Campanha da Fraternidade repercute no plenário
“Alargar a tenda social”. Para o bispo auxiliar, a Campanha da Fraternidade 2024 pode ter diferentes desdobramentos e “frutos” que podem ser partilhados pela Câmara Municipal: valorizar o voluntariado e o serviço comunitário; implementar e popularizar a justiça restaurativa, um amplo projeto junto às pessoas em situação de rua; a promoção da discussão de grandes temas do momento, como a migração e o preconceito; e orientação para a busca do bem comum e reconstrução da ordem política e social.
“O maior voluntário, como todos já sabem, foi Jesus Cristo. Mas nós, como cristãos, independente de religião, também podemos fazer a nossa parte”, disse Oscalino do Povo (PP), ao sugerir que a Igreja Católica adote uma campanha de incentivo para que seus membros adotem o voluntariado, oferecendo suas expertises para ajudar o próximo. Além do vereador, que é declaradamente católico, outros parlamentares também participaram do debate, com comentários e sugestões baseadas no tema da campanha.

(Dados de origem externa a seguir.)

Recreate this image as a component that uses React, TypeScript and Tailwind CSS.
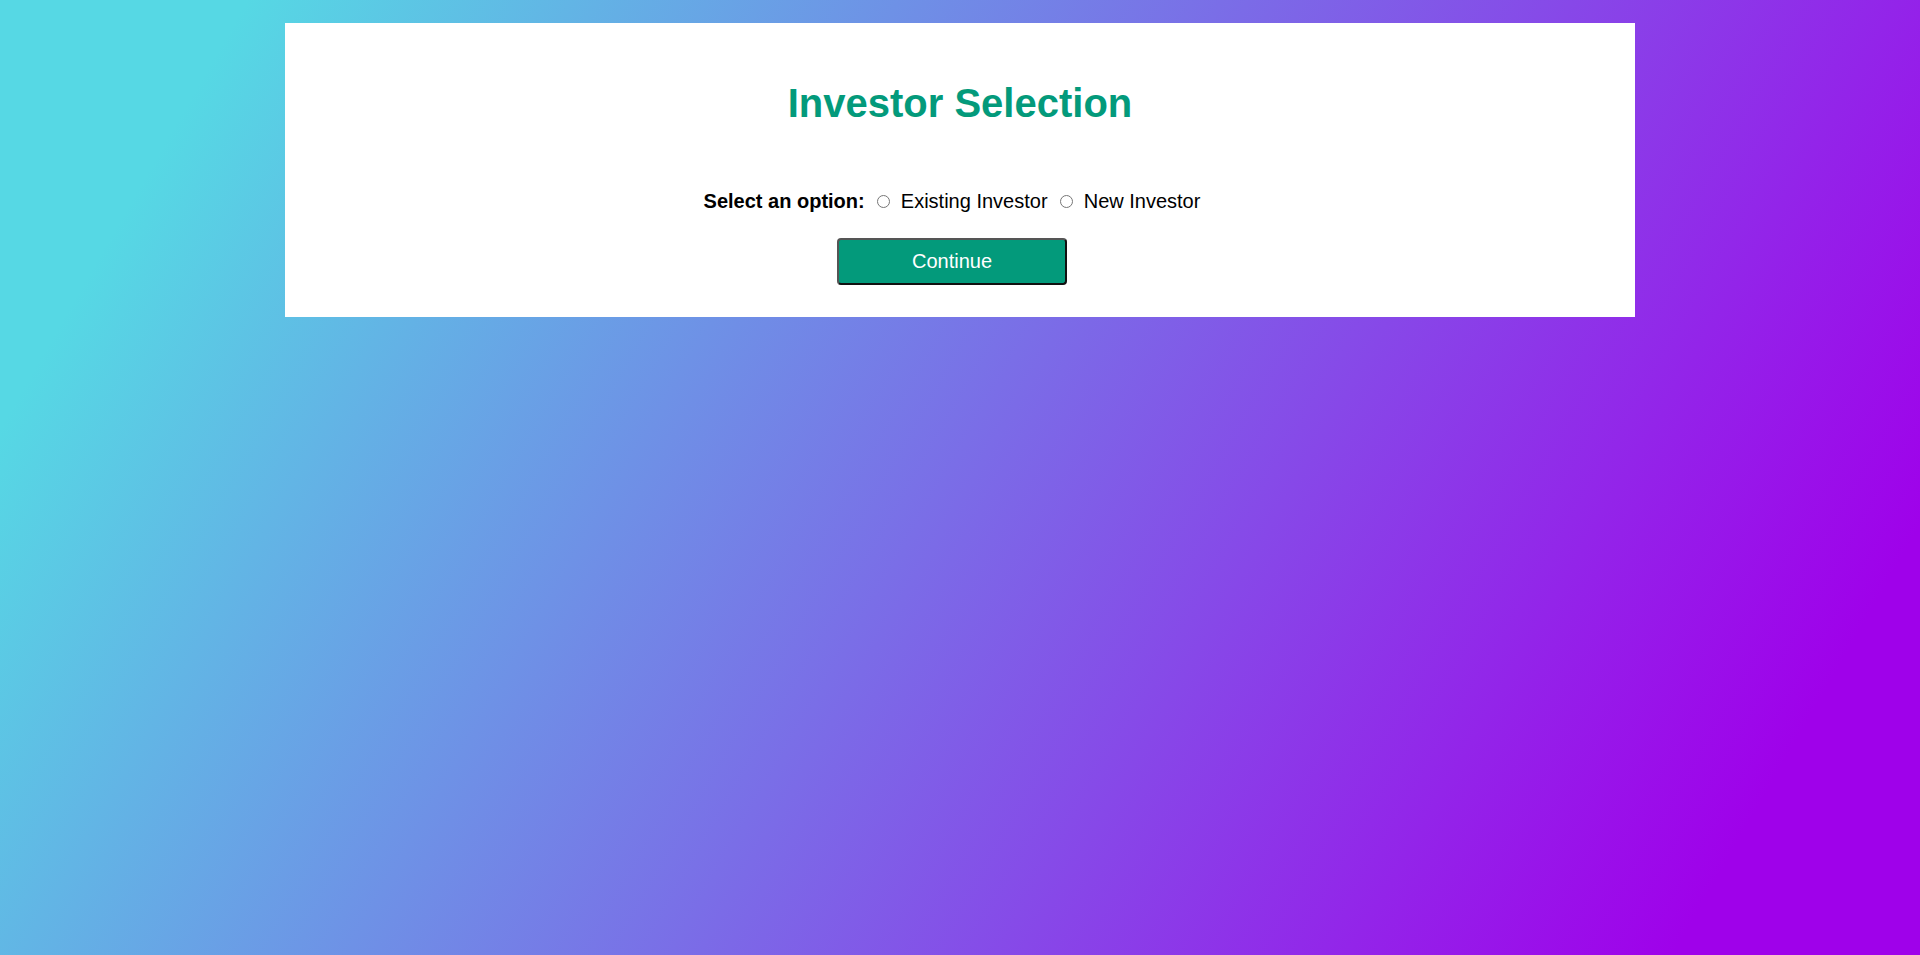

“Fico encantando porque, em poucas palavras, em pouco tempo, o Padre Zico chamou a atenção de nós parlamentares, nós servidores públicos, referente a dois assuntos dos mais importantes que temos que ter atenção na nossa cidade: a população em situação de rua e a migração. No dia a dia, às vezes a gente acaba não identificando o tamanho da importância disso na nossa rotina. Quero agradecer e dizer que suas palavras, sem dúvida, abriram um pouco mais a minha visão para que eu possa colaborar [para melhorar as políticas públicas] junto com meus pares”, afirmou Alexandre Leprevost (Solidariedade).

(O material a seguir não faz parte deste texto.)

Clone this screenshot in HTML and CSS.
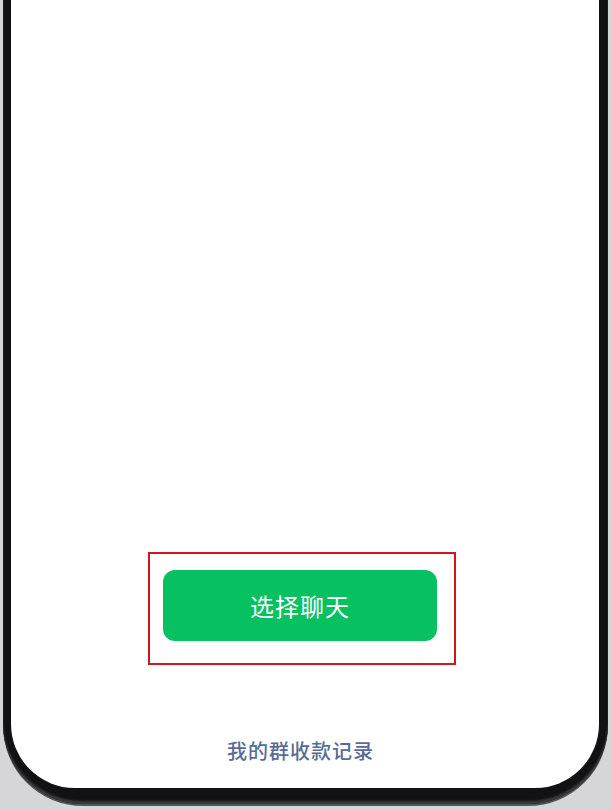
FILE: index.html
```html
<!DOCTYPE html>
<html lang="zh-CN">
<head>
  <meta charset="UTF-8" />
  <meta name="viewport" content="width=device-width, initial-scale=1.0">
  <title>群收款</title>
  <link rel="stylesheet" href="styles.css">
</head>
<body>
  <div class="phone">
    <div class="screen">
      <div class="spacer"></div>
      <div class="highlight">
        <button class="pick-btn">选择聊天</button>
      </div>
      <a class="records" href="#">我的群收款记录</a>
    </div>
  </div>
</body>
</html>
```

FILE: styles.css
```css
html, body { margin:0; padding:0; }
body { background:#d6d6d8; width:612px; height:810px; overflow:hidden; padding:0 4px 0 3px; box-sizing:border-box; font-family:"Noto Sans CJK SC", "Noto Sans", sans-serif; }
.phone { background:#121214; height:804px; padding:0 9px 16px 8px; box-sizing:border-box; border-radius:0 0 80px 80px; box-shadow:0 2px 0 #555, inset 0 -3px 2px #3a3a3c; }
.screen { background:#fff; height:788px; border-radius:0 0 64px 64px; display:flex; flex-direction:column; align-items:flex-start; }
.spacer { height:552px; flex:none; }
.highlight { margin-left:137px; width:308px; height:113px; box-sizing:border-box; border:2px solid #d2161e; padding:16px 0 0 13px; }
.pick-btn { width:274px; height:71px; border:none; border-radius:12px; background:#07c160; color:#fff; font-family:inherit; font-size:24px; letter-spacing:1px; padding:0; cursor:pointer; }
.records { margin:72px 0 0 216px; font-size:20px; line-height:28px; letter-spacing:1px; color:#576b95; font-weight:500; text-decoration:none; }
```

Marcos Vieira (PDT) também fez sua análise sobre o tema da campanha: “como ele cai muito bem para este momento em que vivemos, um momento muito difícil, que muitas vezes a gente não vê saída […]. Deveríamos estar somando forças para promover o bem, mas é visível, até nas redes sociais, parece que quem mais cresce é quem mais destrói o próximo”. Também católico, o vereador Tico Kuzma (PSD) argumentou que é difícil transmitir a palavra de que quem pensa diferente não é inimigo, tanto dentro quanto fora do Parlamento, e muito disso se deve à polarização. Sobre a justiça restaurativa, ele relatou que a Prefeitura de Curitiba já realizou dois mutirões com foco neste atendimento à população em situação de rua.
Professor Euler (MDB) se ofereceu para levar um programa de voluntariado ao conhecimento da Arquidiocese de Curitiba, com foco nos universitários. Também participaram do debate os vereadores Angelo Vanhoni (PT), Mauro Bobato (PP) e Rodrigo Reis (sem partido).
O que é a Tribuna Livre da Câmara de Curitiba?
A Tribuna Livre é o canal de interlocução entre a sociedade e os vereadores de Curitiba. Os temas são de livre escolha, sugeridos pelos próprios parlamentares. As falas servem, por exemplo, para a prestação de contas e a apresentação de uma campanha de conscientização. Conforme o Regimento Interno (RI) do Legislativo, as Tribunas Livres ocorrem nas quartas-feiras, durante a sessão plenária, após o espaço do pequeno expediente.